━━━━━ Data lines ━━━━━
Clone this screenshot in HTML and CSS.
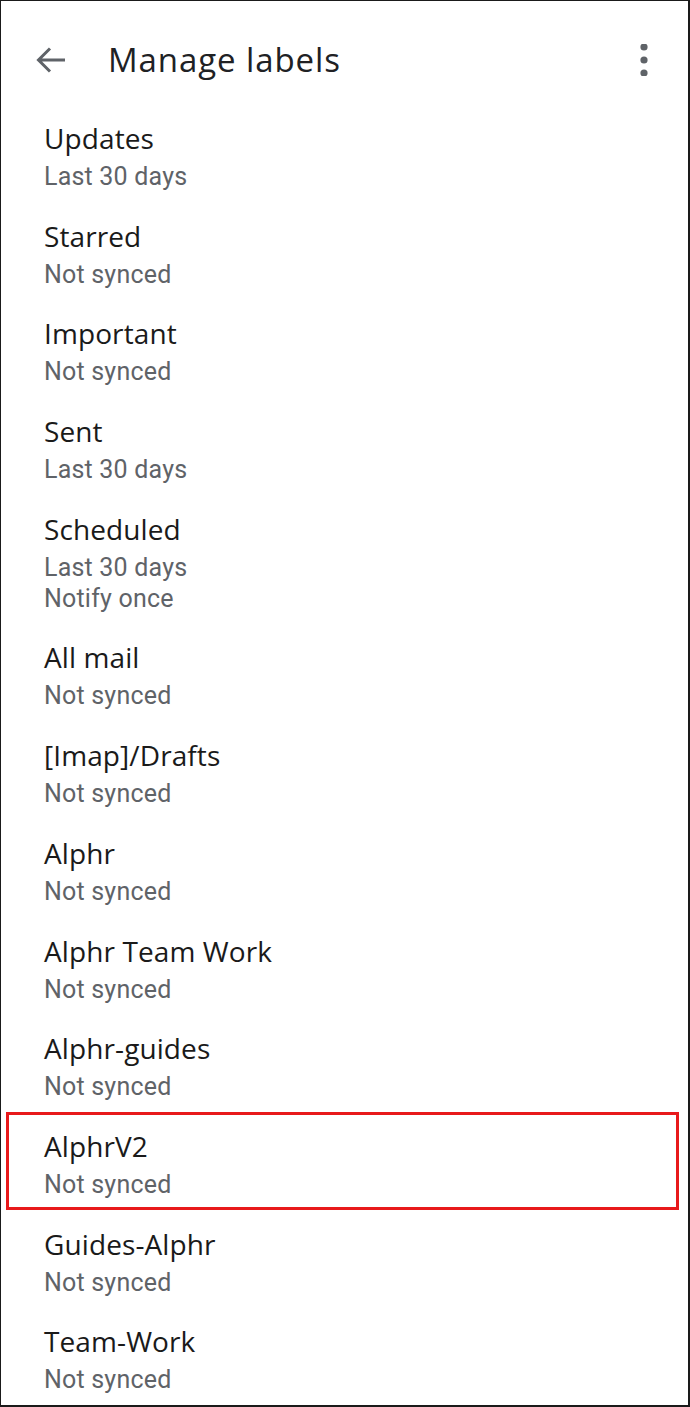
FILE: index.html
```html
<!DOCTYPE html>
<html lang="en">
<head>
    <meta charset="UTF-8">
    <meta name="viewport" content="width=device-width, initial-scale=1.0">
    <title>Manage labels</title>
    <link rel="stylesheet" href="styles.css">
</head>
<body>

    <div class="screen">
        <header class="top-bar">
            <button class="icon-btn back" aria-label="Back">
                <svg width="32" height="32" viewBox="0 0 32 32">
                    <path d="M30 16H4M15 4.5L3.5 16L15 27.5" fill="none" stroke="#5f6368" stroke-width="3"/>
                </svg>
            </button>
            <h1 class="title">Manage labels</h1>
            <button class="icon-btn more" aria-label="More options">
                <svg width="10" height="32" viewBox="0 0 10 32">
                    <circle cx="5" cy="3" r="3.6" fill="#5f6368"/>
                    <circle cx="5" cy="16" r="3.6" fill="#5f6368"/>
                    <circle cx="5" cy="29" r="3.6" fill="#5f6368"/>
                </svg>
            </button>
        </header>

        <ul class="labels">
            <li class="label"><span class="name">Updates</span><span class="info">Last 30 days</span></li>
            <li class="label"><span class="name">Starred</span><span class="info">Not synced</span></li>
            <li class="label"><span class="name">Important</span><span class="info">Not synced</span></li>
            <li class="label"><span class="name">Sent</span><span class="info">Last 30 days</span></li>
            <li class="label"><span class="name">Scheduled</span><span class="info">Last 30 days</span><span class="info">Notify once</span></li>
            <li class="label"><span class="name">All mail</span><span class="info">Not synced</span></li>
            <li class="label"><span class="name">[Imap]/Drafts</span><span class="info">Not synced</span></li>
            <li class="label"><span class="name">Alphr</span><span class="info">Not synced</span></li>
            <li class="label"><span class="name">Alphr Team Work</span><span class="info">Not synced</span></li>
            <li class="label"><span class="name">Alphr-guides</span><span class="info">Not synced</span></li>
            <li class="label highlight"><span class="name">AlphrV2</span><span class="info">Not synced</span></li>
            <li class="label"><span class="name">Guides-Alphr</span><span class="info">Not synced</span></li>
            <li class="label"><span class="name">Team-Work</span><span class="info">Not synced</span></li>
        </ul>
    </div>

</body>
</html>
```

FILE: styles.css
```css
* {
    box-sizing: border-box;
}

body {
    margin: 0;
    background: #fff;
    font-family: 'Roboto', 'Noto Sans', sans-serif;
    color: #202124;
}

.screen {
    height: 1407px;
    overflow: hidden;
    border-style: solid;
    border-color: #1a1a1a;
    border-width: 1px 2px 2px 1px;
}

.top-bar {
    height: 103px;
    padding-top: 16px;
    display: flex;
    align-items: center;
}

.icon-btn {
    border: none;
    background: none;
    padding: 0;
    display: flex;
    align-items: center;
    justify-content: center;
}

.back {
    width: 32px;
    height: 32px;
    margin-left: 34px;
    margin-top: -2px;
}

.title {
    margin: -3px 0 0 41px;
    font-family: 'Open Sans', 'Roboto', sans-serif;
    font-size: 33px;
    font-weight: 400;
    letter-spacing: 0.9px;
    color: #202124;
    flex: 1;
}

.more {
    width: 10px;
    height: 32px;
    margin-right: 39px;
    margin-top: -1px;
}

.labels {
    list-style: none;
    margin: 0;
    padding: 0;
}

.label {
    display: flex;
    flex-direction: column;
    margin: 0 9px 0 5px;
    padding: 12px 0 6.7px 35px;
    border: 3px solid transparent;
}

.label.highlight {
    border-color: #e8191b;
}

.name {
    font-family: 'Open Sans', 'Roboto', sans-serif;
    font-size: 28px;
    font-weight: 500;
    line-height: 38px;
    margin-bottom: 4px;
    color: #1a1a1a;
    letter-spacing: 0.1px;
}

.info {
    font-size: 25px;
    line-height: 31px;
    color: #5f6368;
    letter-spacing: 0.2px;
}
```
━━━━━
[What you will do]:
Without the pictures, write out all of the material exactly.

[The solution]:
Clone this screenshot in HTML and CSS.
FILE: index.html
```html
<!DOCTYPE html>
<html lang="en">
<head>
    <meta charset="UTF-8">
    <meta name="viewport" content="width=device-width, initial-scale=1.0">
    <title>Manage labels</title>
    <link rel="stylesheet" href="styles.css">
</head>
<body>

    <div class="screen">
        <header class="top-bar">
            <button class="icon-btn back" aria-label="Back">
                <svg width="32" height="32" viewBox="0 0 32 32">
                    <path d="M30 16H4M15 4.5L3.5 16L15 27.5" fill="none" stroke="#5f6368" stroke-width="3"/>
                </svg>
            </button>
            <h1 class="title">Manage labels</h1>
            <button class="icon-btn more" aria-label="More options">
                <svg width="10" height="32" viewBox="0 0 10 32">
                    <circle cx="5" cy="3" r="3.6" fill="#5f6368"/>
                    <circle cx="5" cy="16" r="3.6" fill="#5f6368"/>
                    <circle cx="5" cy="29" r="3.6" fill="#5f6368"/>
                </svg>
            </button>
        </header>

        <ul class="labels">
            <li class="label"><span class="name">Updates</span><span class="info">Last 30 days</span></li>
            <li class="label"><span class="name">Starred</span><span class="info">Not synced</span></li>
            <li class="label"><span class="name">Important</span><span class="info">Not synced</span></li>
            <li class="label"><span class="name">Sent</span><span class="info">Last 30 days</span></li>
            <li class="label"><span class="name">Scheduled</span><span class="info">Last 30 days</span><span class="info">Notify once</span></li>
            <li class="label"><span class="name">All mail</span><span class="info">Not synced</span></li>
            <li class="label"><span class="name">[Imap]/Drafts</span><span class="info">Not synced</span></li>
            <li class="label"><span class="name">Alphr</span><span class="info">Not synced</span></li>
            <li class="label"><span class="name">Alphr Team Work</span><span class="info">Not synced</span></li>
            <li class="label"><span class="name">Alphr-guides</span><span class="info">Not synced</span></li>
            <li class="label highlight"><span class="name">AlphrV2</span><span class="info">Not synced</span></li>
            <li class="label"><span class="name">Guides-Alphr</span><span class="info">Not synced</span></li>
            <li class="label"><span class="name">Team-Work</span><span class="info">Not synced</span></li>
        </ul>
    </div>

</body>
</html>
```

FILE: styles.css
```css
* {
    box-sizing: border-box;
}

body {
    margin: 0;
    background: #fff;
    font-family: 'Roboto', 'Noto Sans', sans-serif;
    color: #202124;
}

.screen {
    height: 1407px;
    overflow: hidden;
    border-style: solid;
    border-color: #1a1a1a;
    border-width: 1px 2px 2px 1px;
}

.top-bar {
    height: 103px;
    padding-top: 16px;
    display: flex;
    align-items: center;
}

.icon-btn {
    border: none;
    background: none;
    padding: 0;
    display: flex;
    align-items: center;
    justify-content: center;
}

.back {
    width: 32px;
    height: 32px;
    margin-left: 34px;
    margin-top: -2px;
}

.title {
    margin: -3px 0 0 41px;
    font-family: 'Open Sans', 'Roboto', sans-serif;
    font-size: 33px;
    font-weight: 400;
    letter-spacing: 0.9px;
    color: #202124;
    flex: 1;
}

.more {
    width: 10px;
    height: 32px;
    margin-right: 39px;
    margin-top: -1px;
}

.labels {
    list-style: none;
    margin: 0;
    padding: 0;
}

.label {
    display: flex;
    flex-direction: column;
    margin: 0 9px 0 5px;
    padding: 12px 0 6.7px 35px;
    border: 3px solid transparent;
}

.label.highlight {
    border-color: #e8191b;
}

.name {
    font-family: 'Open Sans', 'Roboto', sans-serif;
    font-size: 28px;
    font-weight: 500;
    line-height: 38px;
    margin-bottom: 4px;
    color: #1a1a1a;
    letter-spacing: 0.1px;
}

.info {
    font-size: 25px;
    line-height: 31px;
    color: #5f6368;
    letter-spacing: 0.2px;
}
```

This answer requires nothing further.